** Start of Data for the task **

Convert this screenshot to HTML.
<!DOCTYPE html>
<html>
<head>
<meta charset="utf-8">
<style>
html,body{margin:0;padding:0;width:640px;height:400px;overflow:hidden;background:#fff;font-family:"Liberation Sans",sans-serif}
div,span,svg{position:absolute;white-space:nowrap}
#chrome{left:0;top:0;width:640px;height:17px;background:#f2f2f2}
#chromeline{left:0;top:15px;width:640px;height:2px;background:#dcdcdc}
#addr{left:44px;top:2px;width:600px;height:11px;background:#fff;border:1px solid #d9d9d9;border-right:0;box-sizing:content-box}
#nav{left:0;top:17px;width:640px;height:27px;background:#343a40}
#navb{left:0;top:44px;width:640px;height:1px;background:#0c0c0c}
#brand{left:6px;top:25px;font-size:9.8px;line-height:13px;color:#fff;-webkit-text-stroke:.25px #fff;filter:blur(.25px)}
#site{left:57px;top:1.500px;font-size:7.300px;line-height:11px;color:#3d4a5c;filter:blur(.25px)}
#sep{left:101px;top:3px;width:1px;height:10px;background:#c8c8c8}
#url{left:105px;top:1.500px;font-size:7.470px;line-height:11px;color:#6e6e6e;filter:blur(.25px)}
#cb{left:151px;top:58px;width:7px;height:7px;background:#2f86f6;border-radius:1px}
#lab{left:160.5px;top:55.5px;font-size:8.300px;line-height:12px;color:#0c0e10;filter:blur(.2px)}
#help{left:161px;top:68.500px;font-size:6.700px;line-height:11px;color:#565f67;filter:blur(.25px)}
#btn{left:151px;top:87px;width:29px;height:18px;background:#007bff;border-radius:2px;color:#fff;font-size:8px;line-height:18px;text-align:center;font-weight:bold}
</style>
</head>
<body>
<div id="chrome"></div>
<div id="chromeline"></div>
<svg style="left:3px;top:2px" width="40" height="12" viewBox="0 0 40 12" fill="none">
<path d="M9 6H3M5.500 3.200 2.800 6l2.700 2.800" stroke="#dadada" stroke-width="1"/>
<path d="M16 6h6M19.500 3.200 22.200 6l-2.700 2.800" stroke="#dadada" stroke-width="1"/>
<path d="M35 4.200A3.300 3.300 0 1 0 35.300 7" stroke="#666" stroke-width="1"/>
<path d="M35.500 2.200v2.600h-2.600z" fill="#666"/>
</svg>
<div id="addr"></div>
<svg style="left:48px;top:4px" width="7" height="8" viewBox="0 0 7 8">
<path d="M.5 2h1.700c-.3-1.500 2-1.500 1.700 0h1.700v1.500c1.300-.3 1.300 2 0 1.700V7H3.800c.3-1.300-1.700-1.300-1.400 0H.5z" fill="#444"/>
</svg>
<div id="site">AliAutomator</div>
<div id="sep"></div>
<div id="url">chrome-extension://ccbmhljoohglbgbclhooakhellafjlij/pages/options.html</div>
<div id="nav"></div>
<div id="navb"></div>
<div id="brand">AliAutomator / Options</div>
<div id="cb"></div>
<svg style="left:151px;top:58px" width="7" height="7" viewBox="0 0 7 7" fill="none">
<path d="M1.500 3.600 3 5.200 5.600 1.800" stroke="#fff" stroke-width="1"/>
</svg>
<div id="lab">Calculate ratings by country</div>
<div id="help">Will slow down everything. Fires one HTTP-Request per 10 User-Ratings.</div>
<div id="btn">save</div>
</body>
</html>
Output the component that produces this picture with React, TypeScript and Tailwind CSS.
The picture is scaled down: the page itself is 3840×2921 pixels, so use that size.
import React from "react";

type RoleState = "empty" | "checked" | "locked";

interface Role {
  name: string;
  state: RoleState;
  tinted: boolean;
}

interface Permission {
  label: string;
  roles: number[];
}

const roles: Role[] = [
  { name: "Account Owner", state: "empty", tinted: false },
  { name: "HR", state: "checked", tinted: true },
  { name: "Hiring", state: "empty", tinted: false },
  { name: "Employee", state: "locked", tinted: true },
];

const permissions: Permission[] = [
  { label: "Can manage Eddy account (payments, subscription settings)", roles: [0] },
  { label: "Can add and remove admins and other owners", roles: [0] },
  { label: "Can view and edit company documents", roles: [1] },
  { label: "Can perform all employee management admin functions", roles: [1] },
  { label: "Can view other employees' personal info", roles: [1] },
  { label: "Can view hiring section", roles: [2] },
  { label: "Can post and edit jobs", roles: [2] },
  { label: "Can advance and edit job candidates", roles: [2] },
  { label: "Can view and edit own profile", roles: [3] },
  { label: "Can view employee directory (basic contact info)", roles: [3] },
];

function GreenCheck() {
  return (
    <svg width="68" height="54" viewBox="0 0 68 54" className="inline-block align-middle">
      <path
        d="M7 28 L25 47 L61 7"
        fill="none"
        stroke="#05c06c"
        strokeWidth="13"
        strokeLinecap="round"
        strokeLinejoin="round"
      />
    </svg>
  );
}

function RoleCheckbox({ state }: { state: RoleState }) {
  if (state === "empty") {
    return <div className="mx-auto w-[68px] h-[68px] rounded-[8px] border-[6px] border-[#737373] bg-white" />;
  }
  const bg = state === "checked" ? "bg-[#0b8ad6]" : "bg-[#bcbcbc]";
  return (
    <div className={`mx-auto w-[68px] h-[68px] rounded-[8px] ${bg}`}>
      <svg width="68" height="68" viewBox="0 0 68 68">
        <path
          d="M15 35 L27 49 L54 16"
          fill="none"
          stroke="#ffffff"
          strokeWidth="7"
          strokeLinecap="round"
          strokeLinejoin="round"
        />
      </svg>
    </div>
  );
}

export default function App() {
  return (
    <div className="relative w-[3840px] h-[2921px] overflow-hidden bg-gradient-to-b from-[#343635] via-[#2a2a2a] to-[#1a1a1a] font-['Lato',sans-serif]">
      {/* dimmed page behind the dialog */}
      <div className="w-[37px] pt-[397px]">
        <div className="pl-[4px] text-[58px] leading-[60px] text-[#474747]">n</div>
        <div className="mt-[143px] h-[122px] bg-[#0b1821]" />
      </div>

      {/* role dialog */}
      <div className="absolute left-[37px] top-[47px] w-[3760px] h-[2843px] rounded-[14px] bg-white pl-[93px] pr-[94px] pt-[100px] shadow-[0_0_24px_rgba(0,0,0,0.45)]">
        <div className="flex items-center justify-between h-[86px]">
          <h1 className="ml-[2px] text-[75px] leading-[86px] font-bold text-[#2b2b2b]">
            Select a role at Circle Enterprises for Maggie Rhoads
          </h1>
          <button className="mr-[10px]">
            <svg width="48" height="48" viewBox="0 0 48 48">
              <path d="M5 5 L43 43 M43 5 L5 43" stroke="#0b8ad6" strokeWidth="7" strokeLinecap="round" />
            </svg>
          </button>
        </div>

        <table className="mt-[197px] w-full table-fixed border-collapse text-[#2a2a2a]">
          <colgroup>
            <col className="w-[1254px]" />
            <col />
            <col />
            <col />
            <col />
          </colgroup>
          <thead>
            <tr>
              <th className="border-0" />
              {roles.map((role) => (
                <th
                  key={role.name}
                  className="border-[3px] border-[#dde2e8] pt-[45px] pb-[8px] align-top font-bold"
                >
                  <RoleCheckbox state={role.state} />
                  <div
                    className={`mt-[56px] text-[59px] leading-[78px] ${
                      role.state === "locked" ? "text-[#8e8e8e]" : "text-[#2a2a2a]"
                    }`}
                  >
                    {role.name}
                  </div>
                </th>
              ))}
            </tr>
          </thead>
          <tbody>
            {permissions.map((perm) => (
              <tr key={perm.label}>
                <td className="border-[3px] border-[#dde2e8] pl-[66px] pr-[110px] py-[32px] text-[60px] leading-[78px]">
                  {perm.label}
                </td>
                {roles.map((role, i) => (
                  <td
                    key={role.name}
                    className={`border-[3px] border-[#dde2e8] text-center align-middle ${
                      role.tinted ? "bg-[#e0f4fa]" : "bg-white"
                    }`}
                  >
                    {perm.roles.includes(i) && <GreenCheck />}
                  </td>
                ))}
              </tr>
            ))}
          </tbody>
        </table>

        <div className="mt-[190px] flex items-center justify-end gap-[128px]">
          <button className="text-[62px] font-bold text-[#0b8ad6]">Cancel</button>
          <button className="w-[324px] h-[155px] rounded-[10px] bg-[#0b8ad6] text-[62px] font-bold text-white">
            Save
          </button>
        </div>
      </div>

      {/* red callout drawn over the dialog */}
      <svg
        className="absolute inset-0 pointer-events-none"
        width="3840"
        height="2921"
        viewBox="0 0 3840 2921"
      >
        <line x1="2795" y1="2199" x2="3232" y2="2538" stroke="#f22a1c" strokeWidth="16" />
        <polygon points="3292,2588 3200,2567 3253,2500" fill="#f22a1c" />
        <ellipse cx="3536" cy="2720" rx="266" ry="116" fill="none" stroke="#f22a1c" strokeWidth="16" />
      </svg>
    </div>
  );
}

** End of Data for the task **

Look over the listing. Pull out every line with the string "down" in it.

§ **Result of this exercise**:
<div id="help">Will slow down everything. Fires one HTTP-Request per 10 User-Ratings.</div>
The picture is scaled down: the page itself is 3840×2921 pixels, so use that size.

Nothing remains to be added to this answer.